Pletcher credited Carmouche with a “clever ride” in the Wood Memorial, as he rallied Bourbonic from the last place early in the race to win by a head over Dynamic One and clinch a spot in the Run for the Roses.
“He knows how to fight, and he knows how to pass horses,” Carmouche said of Bourbonic. “He ain’t coming next to you to play around with you. He’s coming to run. Some 3-year-olds get there and play around.
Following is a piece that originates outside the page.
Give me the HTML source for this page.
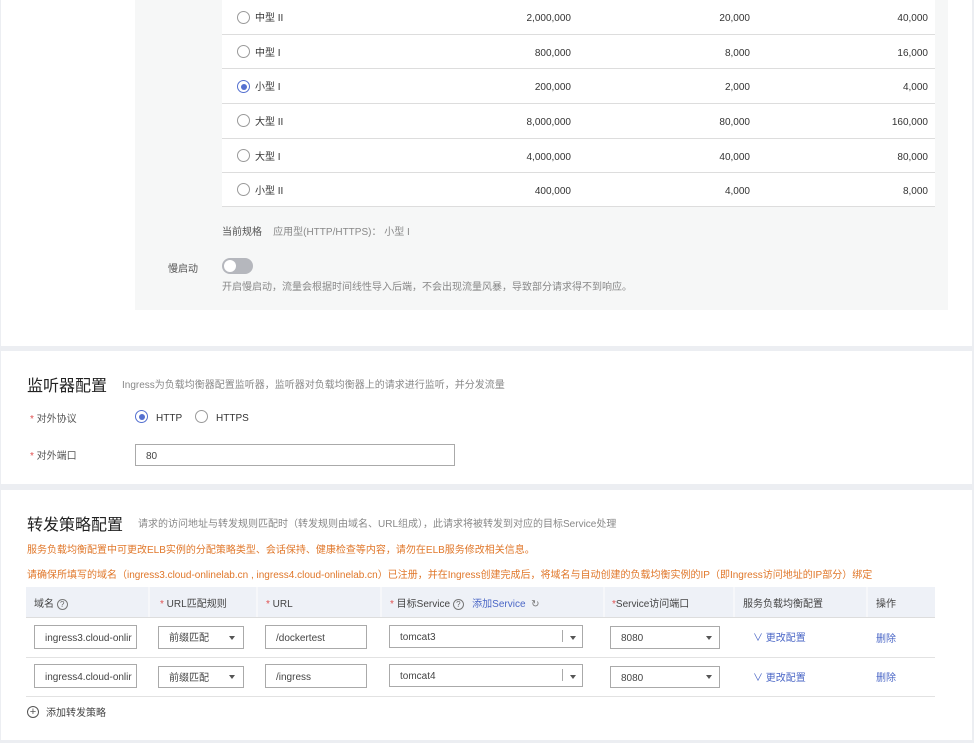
<!DOCTYPE html>
<html><head><meta charset="utf-8"><style>
*{margin:0;padding:0;box-sizing:border-box}
body{width:974px;height:743px;background:#eceef2;font-family:"Liberation Sans","Noto Sans CJK SC",sans-serif;font-size:10px;color:#333;position:relative;overflow:hidden}
.a{position:absolute;line-height:12px;padding-top:3px}
.panel{position:absolute;left:1px;width:971px;background:#fff}
.radio{position:absolute;width:13px;height:13px;border:1px solid #9a9a9a;border-radius:50%;background:#fff}
.radio.on{border-color:#5470d0}
.radio.on::after{content:"";position:absolute;left:2.5px;top:2.5px;width:6px;height:6px;border-radius:50%;background:#5470d0}
.row{position:absolute;left:222px;width:713px;border-bottom:1px solid #ddd;background:#fff}
.row span{position:absolute;top:0;height:100%;display:flex;align-items:center;line-height:12px;padding-top:4px}
.num{justify-content:flex-end;width:100px}
.inp{position:absolute;height:24px;border:1px solid #aaa;background:#fff;padding-left:10px;padding-top:3px;display:flex;align-items:center;font-size:10px;color:#444;line-height:12px;white-space:nowrap;overflow:hidden}
.star{color:#e05050}
.orange{color:#e0772a}
.caret{position:absolute;width:0;height:0;border-left:3px solid transparent;border-right:3px solid transparent;border-top:4px solid #555}
.link{color:#4a66c6}
.q{display:inline-block;width:11px;height:11px;border:1px solid #777;border-radius:50%;font-size:8px;text-align:center;line-height:9px;color:#666;vertical-align:middle}
.box{position:absolute;padding:0}
</style></head><body>
<div class="panel" style="top:0;height:346px"></div>
<div class="box" style="left:135px;top:0;width:813px;height:310px;background:#f6f7f7"></div>
<div class="row" style="top:0;height:35px"><span style="left:33px">中型 II</span><span class="num" style="left:249px">2,000,000</span><span class="num" style="left:428px">20,000</span><span class="num" style="left:606px">40,000</span></div>
<div class="row" style="top:35px;height:34px"><span style="left:33px">中型 I</span><span class="num" style="left:249px">800,000</span><span class="num" style="left:428px">8,000</span><span class="num" style="left:606px">16,000</span></div>
<div class="row" style="top:69px;height:35px"><span style="left:33px">小型 I</span><span class="num" style="left:249px">200,000</span><span class="num" style="left:428px">2,000</span><span class="num" style="left:606px">4,000</span></div>
<div class="row" style="top:104px;height:35px"><span style="left:33px">大型 II</span><span class="num" style="left:249px">8,000,000</span><span class="num" style="left:428px">80,000</span><span class="num" style="left:606px">160,000</span></div>
<div class="row" style="top:139px;height:34px"><span style="left:33px">大型 I</span><span class="num" style="left:249px">4,000,000</span><span class="num" style="left:428px">40,000</span><span class="num" style="left:606px">80,000</span></div>
<div class="row" style="top:173px;height:34px"><span style="left:33px">小型 II</span><span class="num" style="left:249px">400,000</span><span class="num" style="left:428px">4,000</span><span class="num" style="left:606px">8,000</span></div>
<div class="radio" style="left:237px;top:11px"></div>
<div class="radio" style="left:237px;top:45px"></div>
<div class="radio on" style="left:237px;top:80px"></div>
<div class="radio" style="left:237px;top:114px"></div>
<div class="radio" style="left:237px;top:149px"></div>
<div class="radio" style="left:237px;top:183px"></div>
<div class="a" style="left:222px;top:224px;color:#555">当前规格 &nbsp;&nbsp; <span style="color:#888">应用型(HTTP/HTTPS)： 小型 I</span></div>
<div class="a" style="left:168px;top:261px;color:#555">慢启动</div>
<div class="box" style="left:222px;top:258px;width:31px;height:16px;border-radius:8px;background:#b5b7bd"><div class="box" style="left:2px;top:2px;width:12px;height:12px;border-radius:50%;background:#fff"></div></div>
<div class="a" style="left:222px;top:279px;color:#888">开启慢启动，流量会根据时间线性导入后端，不会出现流量风暴，导致部分请求得不到响应。</div>

<div class="panel" style="top:351px;height:133px"></div>
<div class="a" style="left:27px;top:375px;font-size:16px;line-height:20px;color:#222;padding-top:2px">监听器配置</div>
<div class="a" style="left:122px;top:377px;color:#888">Ingress为负载均衡器配置监听器，监听器对负载均衡器上的请求进行监听，并分发流量</div>
<div class="a" style="left:30px;top:411px;color:#555"><span class="star">* </span>对外协议</div>
<div class="radio on" style="left:135px;top:410px"></div><div class="a" style="left:156px;top:410px">HTTP</div>
<div class="radio" style="left:195px;top:410px"></div><div class="a" style="left:216px;top:410px">HTTPS</div>
<div class="a" style="left:30px;top:448px;color:#555"><span class="star">* </span>对外端口</div>
<div class="inp" style="left:135px;top:444px;width:320px;height:22px">80</div>

<div class="panel" style="top:490px;height:250px"></div>
<div class="a" style="left:27px;top:514px;font-size:16px;line-height:20px;color:#222;padding-top:2px">转发策略配置</div>
<div class="a" style="left:138px;top:516px;color:#888">请求的访问地址与转发规则匹配时（转发规则由域名、URL组成），此请求将被转发到对应的目标Service处理</div>
<div class="a orange" style="left:27px;top:542px">服务负载均衡配置中可更改ELB实例的分配策略类型、会话保持、健康检查等内容，请勿在ELB服务修改相关信息。</div>
<div class="a orange" style="left:27px;top:567px">请确保所填写的域名（ingress3.cloud-onlinelab.cn , ingress4.cloud-onlinelab.cn）已注册，并在Ingress创建完成后，将域名与自动创建的负载均衡实例的IP（即Ingress访问地址的IP部分）绑定</div>
<div class="box" style="left:26px;top:587px;width:909px;height:31px;background:#eef1f7;border-bottom:1px solid #ddd"></div>
<div class="box" style="left:148px;top:587px;width:2px;height:30px;background:#f6f7fa"></div>
<div class="box" style="left:256px;top:587px;width:2px;height:30px;background:#f6f7fa"></div>
<div class="box" style="left:380px;top:587px;width:2px;height:30px;background:#f6f7fa"></div>
<div class="box" style="left:603px;top:587px;width:2px;height:30px;background:#f6f7fa"></div>
<div class="box" style="left:733px;top:587px;width:2px;height:30px;background:#f6f7fa"></div>
<div class="box" style="left:866px;top:587px;width:2px;height:30px;background:#f6f7fa"></div>
<div class="a" style="left:34px;top:596px;color:#444">域名 <span class="q">?</span></div>
<div class="a" style="left:160px;top:596px;color:#444"><span class="star">*</span> URL匹配规则</div>
<div class="a" style="left:266px;top:596px;color:#444"><span class="star">*</span> URL</div>
<div class="a" style="left:390px;top:596px;color:#444"><span class="star">*</span> 目标Service <span class="q">?</span> &nbsp;&nbsp;<span class="link">添加Service</span> &nbsp;<span style="color:#777">↻</span></div>
<div class="a" style="left:612px;top:596px;color:#444"><span class="star">*</span>Service访问端口</div>
<div class="a" style="left:743px;top:596px;color:#444">服务负载均衡配置</div>
<div class="a" style="left:876px;top:596px;color:#444">操作</div>

<div class="box" style="left:26px;top:657px;width:909px;height:1px;background:#e2e2e2"></div>
<div class="box" style="left:26px;top:696px;width:909px;height:1px;background:#e2e2e2"></div>

<div class="inp" style="left:34px;top:625px;width:103px">ingress3.cloud-onlir</div>
<div class="inp" style="left:158px;top:626px;width:86px;height:23px">前缀匹配</div><div class="caret" style="left:229px;top:636px"></div>
<div class="inp" style="left:265px;top:625px;width:102px">/dockertest</div>
<div class="inp" style="left:389px;top:625px;width:194px;height:23px">tomcat3</div><div class="box" style="left:562px;top:630px;width:1px;height:12px;background:#aaa"></div><div class="caret" style="left:570px;top:636px"></div>
<div class="inp" style="left:610px;top:626px;width:110px;height:23px">8080</div><div class="caret" style="left:706px;top:636px"></div>
<div class="a link" style="left:753px;top:630px">∨ 更改配置</div>
<div class="a link" style="left:876px;top:631px">删除</div>

<div class="inp" style="left:34px;top:664px;width:103px">ingress4.cloud-onlir</div>
<div class="inp" style="left:158px;top:666px;width:86px;height:22px">前缀匹配</div><div class="caret" style="left:229px;top:675px"></div>
<div class="inp" style="left:265px;top:664px;width:102px">/ingress</div>
<div class="inp" style="left:389px;top:664px;width:194px;height:23px">tomcat4</div><div class="box" style="left:562px;top:669px;width:1px;height:12px;background:#aaa"></div><div class="caret" style="left:570px;top:675px"></div>
<div class="inp" style="left:610px;top:666px;width:110px;height:22px">8080</div><div class="caret" style="left:706px;top:675px"></div>
<div class="a link" style="left:753px;top:670px">∨ 更改配置</div>
<div class="a link" style="left:876px;top:670px">删除</div>

<div class="box" style="left:27px;top:706px;width:12px;height:12px;border:1px solid #555;border-radius:50%;text-align:center;line-height:10px;font-size:11px;color:#555">+</div>
<div class="a" style="left:46px;top:705px;color:#444">添加转发策略</div>
</body></html>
This horse is seasoned, and he’s bred to make the distance.”
Carmouche is known for his aggressive riding style and admits some may consider him cocky.
Kevin Bubser, Carmouche’s agent since May of 2017, called him a “personable guy” who enjoys fishing.
The confidence flows when Carmouche begins talking about his chances in the Derby. He’s hopeful this will be the first of many trips to Louisville for the first Saturday in May, but he’s not going to throw away this shot.
“The only thing I should do is just park him right in the winner’s circle,” he said. “That’s what I’m thinking. I’m coming to get those roses, baby. If I’m 2-1 or 100-1, that’s the way I feel. … I’ve got the corn. I’m going to make the chickens follow me.”